While Edith and Margaret exemplify two versions of females coming of age in the Victorian era, Mrs. Shaw and Maria represent how two sisters can take divergent paths that result in vastly different lives. Maria married for love but, ironically, is unhappy in her marriage. Her sister admits her marriage was loveless, but the wealth and status she attained were equally as satisfying as romance. The sisters have a complex familial relationship, exemplifying the complexities of marriage in a society that values wealth and status over true companionship. Personality plays an important role too. Gaskell portrays Maria as a discontented, joyless woman who once loved her husband but now fails to see he is suffering silently and carrying a heavy burden.
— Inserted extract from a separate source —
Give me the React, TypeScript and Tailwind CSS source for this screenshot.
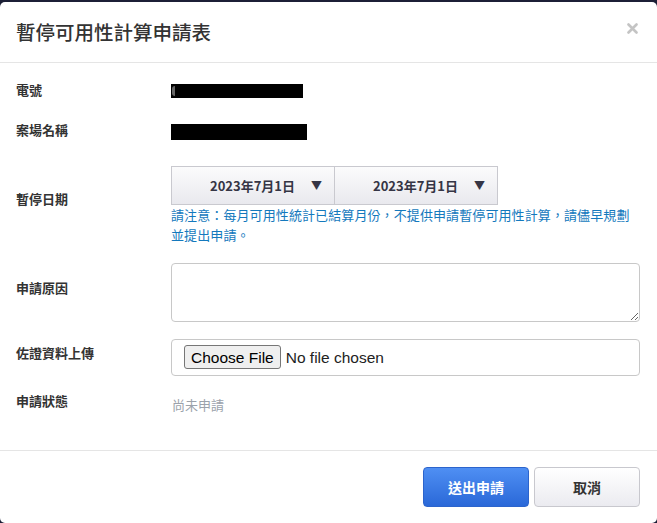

Richard experiences a crisis of faith, not in God but in the institution of the church. To be a part of the Church of England was to participate in state-sponsored religion with all the political concerns that entailed. This theocratic way of governing caused pain, war, and bloodshed in the history of England. So deep is Richard’s thwarted conviction that he not only resigns his position but also leaves town. Having aligned every aspect of his life with serving as the community vicar, Richard sees no other option but to disengage with Helstone in every way. Richard represents the tension between true faith in God and oppressive institutions of religion. The personal crisis, unfortunately, affects his entire family and will require him to uproot them from all that is familiar and comfortable. In one day, Margaret experiences a profound loss of innocence: An unexpected (and unwanted) marriage proposal, the revelation of her father’s ethical crisis, and the news of an impending move bring an abrupt end to Margaret’s bucolic pastoral youth and kickstart her difficult journey of self-discovery.